When I was fourteen, I worked at a boys’ camp for the summer (also the year after, when I was fifteen) as the Dessert Cook. I made a LOT of cookies – do you have any idea how many cookies it takes to feed 80 people? 160 at least, but better plan on 200 or more. I’d make up fifteen to a tray, and at last 12 trays. When I had extra dough I would make it up into rolls and freeze it – it worked better than freezing pre-baked cookies, one reason being they required planning and thawing before use, which meant that they couldn’t be grabbed out for a quick treat. We would use those rolls on the weekend, when I was off. It worked so well that my mother started doubling her batches of cookie dough during the off season, so there was always cookie dough in the freezer for rental groups.
This year for Christmas cookies, my little brothers and I will make up dough starting in early December, bake a few for munchings and crunchings (and if you don’t know where that line is from, we need to talk), and freeze the rest of the dough – when it gets closer to time for sending cookies out, we’ll bake them up.
I hate it when I have cookie emergencies! It’s terrible. ;-)
Thank you for the fun ideas and recipes.
I bought a bunch of organizational drawer trays from the dollar store. The ones you might put pencils in…about 2 inches by about 10 inches. I line them with waxed paper or saran wrap then squish the dough into them, wrap the waxed paper/saran wrap around them and freeze. Once frozen, I pop them out of the trays.

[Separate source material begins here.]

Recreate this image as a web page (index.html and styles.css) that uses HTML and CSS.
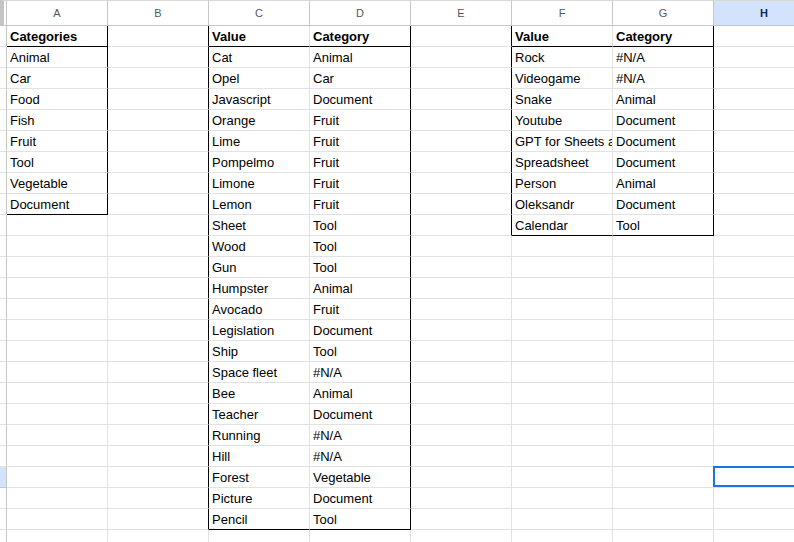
FILE: index.html
```html
<!DOCTYPE html>
<html>
<head>
<meta charset="utf-8">
<link rel="stylesheet" href="styles.css">
</head>
<body>
<div class="sheet">
  <div class="row head">
    <div class="corner"></div>
    <div class="ch">A</div><div class="ch">B</div><div class="ch">C</div><div class="ch">D</div><div class="ch">E</div><div class="ch">F</div><div class="ch">G</div><div class="ch active">H</div>
  </div>
  <div class="row"><div class="rh"></div><div class="cell b kr kb">Categories</div><div class="cell kr"></div><div class="cell b kb">Value</div><div class="cell b kr kb">Category</div><div class="cell kr"></div><div class="cell b kb">Value</div><div class="cell b kr kb">Category</div><div class="cell"></div></div>
  <div class="row"><div class="rh"></div><div class="cell kr">Animal</div><div class="cell kr"></div><div class="cell">Cat</div><div class="cell kr">Animal</div><div class="cell kr"></div><div class="cell">Rock</div><div class="cell kr">#N/A</div><div class="cell"></div></div>
  <div class="row"><div class="rh"></div><div class="cell kr">Car</div><div class="cell kr"></div><div class="cell">Opel</div><div class="cell kr">Car</div><div class="cell kr"></div><div class="cell">Videogame</div><div class="cell kr">#N/A</div><div class="cell"></div></div>
  <div class="row"><div class="rh"></div><div class="cell kr">Food</div><div class="cell kr"></div><div class="cell">Javascript</div><div class="cell kr">Document</div><div class="cell kr"></div><div class="cell">Snake</div><div class="cell kr">Animal</div><div class="cell"></div></div>
  <div class="row"><div class="rh"></div><div class="cell kr">Fish</div><div class="cell kr"></div><div class="cell">Orange</div><div class="cell kr">Fruit</div><div class="cell kr"></div><div class="cell">Youtube</div><div class="cell kr">Document</div><div class="cell"></div></div>
  <div class="row"><div class="rh"></div><div class="cell kr">Fruit</div><div class="cell kr"></div><div class="cell">Lime</div><div class="cell kr">Fruit</div><div class="cell kr"></div><div class="cell">GPT for Sheets and Docs</div><div class="cell kr">Document</div><div class="cell"></div></div>
  <div class="row"><div class="rh"></div><div class="cell kr">Tool</div><div class="cell kr"></div><div class="cell">Pompelmo</div><div class="cell kr">Fruit</div><div class="cell kr"></div><div class="cell">Spreadsheet</div><div class="cell kr">Document</div><div class="cell"></div></div>
  <div class="row"><div class="rh"></div><div class="cell kr">Vegetable</div><div class="cell kr"></div><div class="cell">Limone</div><div class="cell kr">Fruit</div><div class="cell kr"></div><div class="cell">Person</div><div class="cell kr">Animal</div><div class="cell"></div></div>
  <div class="row"><div class="rh"></div><div class="cell kr kb">Document</div><div class="cell kr"></div><div class="cell">Lemon</div><div class="cell kr">Fruit</div><div class="cell kr"></div><div class="cell">Oleksandr</div><div class="cell kr">Document</div><div class="cell"></div></div>
  <div class="row"><div class="rh"></div><div class="cell"></div><div class="cell kr"></div><div class="cell">Sheet</div><div class="cell kr">Tool</div><div class="cell kr"></div><div class="cell kb">Calendar</div><div class="cell kr kb">Tool</div><div class="cell"></div></div>
  <div class="row"><div class="rh"></div><div class="cell"></div><div class="cell kr"></div><div class="cell">Wood</div><div class="cell kr">Tool</div><div class="cell"></div><div class="cell"></div><div class="cell"></div><div class="cell"></div></div>
  <div class="row"><div class="rh"></div><div class="cell"></div><div class="cell kr"></div><div class="cell">Gun</div><div class="cell kr">Tool</div><div class="cell"></div><div class="cell"></div><div class="cell"></div><div class="cell"></div></div>
  <div class="row"><div class="rh"></div><div class="cell"></div><div class="cell kr"></div><div class="cell">Humpster</div><div class="cell kr">Animal</div><div class="cell"></div><div class="cell"></div><div class="cell"></div><div class="cell"></div></div>
  <div class="row"><div class="rh"></div><div class="cell"></div><div class="cell kr"></div><div class="cell">Avocado</div><div class="cell kr">Fruit</div><div class="cell"></div><div class="cell"></div><div class="cell"></div><div class="cell"></div></div>
  <div class="row"><div class="rh"></div><div class="cell"></div><div class="cell kr"></div><div class="cell">Legislation</div><div class="cell kr">Document</div><div class="cell"></div><div class="cell"></div><div class="cell"></div><div class="cell"></div></div>
  <div class="row"><div class="rh"></div><div class="cell"></div><div class="cell kr"></div><div class="cell">Ship</div><div class="cell kr">Tool</div><div class="cell"></div><div class="cell"></div><div class="cell"></div><div class="cell"></div></div>
  <div class="row"><div class="rh"></div><div class="cell"></div><div class="cell kr"></div><div class="cell">Space fleet</div><div class="cell kr">#N/A</div><div class="cell"></div><div class="cell"></div><div class="cell"></div><div class="cell"></div></div>
  <div class="row"><div class="rh"></div><div class="cell"></div><div class="cell kr"></div><div class="cell">Bee</div><div class="cell kr">Animal</div><div class="cell"></div><div class="cell"></div><div class="cell"></div><div class="cell"></div></div>
  <div class="row"><div class="rh"></div><div class="cell"></div><div class="cell kr"></div><div class="cell">Teacher</div><div class="cell kr">Document</div><div class="cell"></div><div class="cell"></div><div class="cell"></div><div class="cell"></div></div>
  <div class="row"><div class="rh"></div><div class="cell"></div><div class="cell kr"></div><div class="cell">Running</div><div class="cell kr">#N/A</div><div class="cell"></div><div class="cell"></div><div class="cell"></div><div class="cell"></div></div>
  <div class="row"><div class="rh"></div><div class="cell"></div><div class="cell kr"></div><div class="cell">Hill</div><div class="cell kr">#N/A</div><div class="cell"></div><div class="cell"></div><div class="cell"></div><div class="cell"></div></div>
  <div class="row"><div class="rh sel"></div><div class="cell"></div><div class="cell kr"></div><div class="cell">Forest</div><div class="cell kr">Vegetable</div><div class="cell"></div><div class="cell"></div><div class="cell"></div><div class="cell current"></div></div>
  <div class="row"><div class="rh"></div><div class="cell"></div><div class="cell kr"></div><div class="cell">Picture</div><div class="cell kr">Document</div><div class="cell"></div><div class="cell"></div><div class="cell"></div><div class="cell"></div></div>
  <div class="row"><div class="rh"></div><div class="cell"></div><div class="cell kr"></div><div class="cell kb">Pencil</div><div class="cell kr kb">Tool</div><div class="cell"></div><div class="cell"></div><div class="cell"></div><div class="cell"></div></div>
  <div class="row"><div class="rh"></div><div class="cell"></div><div class="cell"></div><div class="cell"></div><div class="cell"></div><div class="cell"></div><div class="cell"></div><div class="cell"></div><div class="cell"></div></div>
</div>
</body>
</html>
```
FILE: styles.css
```css
html, body {
  margin: 0;
  padding: 0;
  background: #fff;
  overflow: hidden;
}
.sheet {
  width: 794px;
  height: 542px;
  overflow: hidden;
  font-family: "Liberation Sans", Arial, sans-serif;
  font-size: 13px;
  color: #000;
}
.row {
  display: grid;
  grid-template-columns: 7px repeat(8, 101px);
  height: 21px;
}
.row.head {
  height: 26px;
}
.row > div {
  box-sizing: border-box;
}
.corner {
  border-top: 1px solid #d9d9d9;
  border-left: 4px solid #c4c4c4;
  border-right: 1px solid #c4c7c5;
  border-bottom: 1px solid #c4c7c5;
}
.ch {
  border-top: 1px solid #d9d9d9;
  border-right: 1px solid #c4c7c5;
  border-bottom: 1px solid #c4c7c5;
  text-align: center;
  font-size: 11px;
  color: #575757;
  padding-top: 1px;
  line-height: 23px;
}
.ch.active {
  background: #d3e3fd;
  color: #0b2a66;
  font-weight: bold;
}
.rh {
  border-right: 1px solid #c4c7c5;
  border-bottom: 1px solid #e2e2e2;
}
.rh.sel {
  background: #d3e3fd;
  border-bottom-color: #c4c7c5;
}
.cell {
  border-right: 1px solid #e2e2e2;
  border-bottom: 1px solid #e2e2e2;
  padding: 2px 3px 0 3px;
  line-height: 18px;
  white-space: nowrap;
  overflow: hidden;
}
.cell.b {
  font-weight: bold;
}
.cell.kr {
  border-right-color: #000;
}
.cell.kb {
  border-bottom-color: #000;
}
.cell.current {
  position: relative;
  overflow: visible;
}
.cell.current::after {
  content: "";
  position: absolute;
  top: -1px;
  left: -1px;
  right: -1px;
  bottom: 0;
  border: 2px solid #1a73e8;
}
```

Because they are square shaped logs, they stack SO well in the freezer. I can even stand them on their short end if I need to. Like Linda in FLA, I found that square dough almost always cooks down to a circular shape. And even if it doesn’t, my cookies are awesome, if I may brag, so the shape is irrelevant.
I will have to try this with my ginger snaps!
This is my favorite way to freeze cookie dough. I like to include a frozen tube of cookie dough when I take meals to folks. They can slice and bake when it is convenient for them.
Will this work if you wrap the log in plastic wrap? I never keep parchment paper on hand, but I typically do have plastic wrap.
Yes, that will work, although the dough may stick a little bit to the plastic at first. :)
How does this compare to the store-bought ones for eating straight out of the tube with a spoon? ;)
Well now, just like anything that’s homemade, the cookie dough/spoon is better than storebought. :) :)
What a great idea! I’ve frozen cookie dough in balls only to find out, during a personal cookie emergency, that my teenage son had been eating them. (Can’t blame him — they’re yummy.) Freezing them in rolls would definitely solve that. He’s too lazy to slice and bake them himself!
Has anyone tried to make this with coconut oil ( for that coconut flavor)? I’m also wondering if anyone had added pecans or shredded coconut and how it worked out.